I am not sure that any 3D scanner, of any price point, could completely scan all of the features of this part. But, could a high quality 3D scanner have been able to be helpful in speeding up the process. And, if so how?
The first requirement would be high accuracy. flat features would have to be flat and the general shape would have to be accurately captured so that ALL features were accurately located. If the output of the scanner could be brought into a CAD program, features hidden from the scanner could be added. All that would be necessary from the scanner would be accurate capture of the location and size of the entrances to the holes. The more well defined the edges, the better.
To be a success, a scan does not have to 100% identical to the original in every aspect. It only has to cut down on the time it takes to reach the point where a replacement part is 100% functionally identical. If we can use a scan to accurately create the basic shape and locate holes, etc., enabling us to bring that shape into a CAD application for finishing, then that qualifies as a successful scan.
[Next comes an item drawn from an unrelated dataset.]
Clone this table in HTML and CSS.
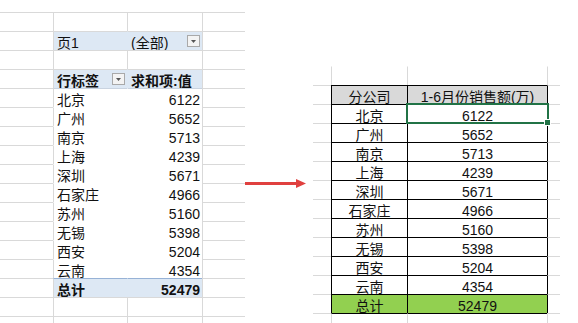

At the very least, attempting to scan this part would be an extremely useful learning endeavor. It would most likely require some novel placement of a turntable and, perhaps, some 3D printed props, or clay, for holding it in positions for capturing the undersides of various features.
If anyone has a scanner and would like to give it a try, here is a link to the .STL that could be printed on an SLA printer for scanning.
I'd love to hear about your scanning attempt.
By the way, it is possible to convert .STL files to .STEP files and bring them into Moment of Inspiration for editing.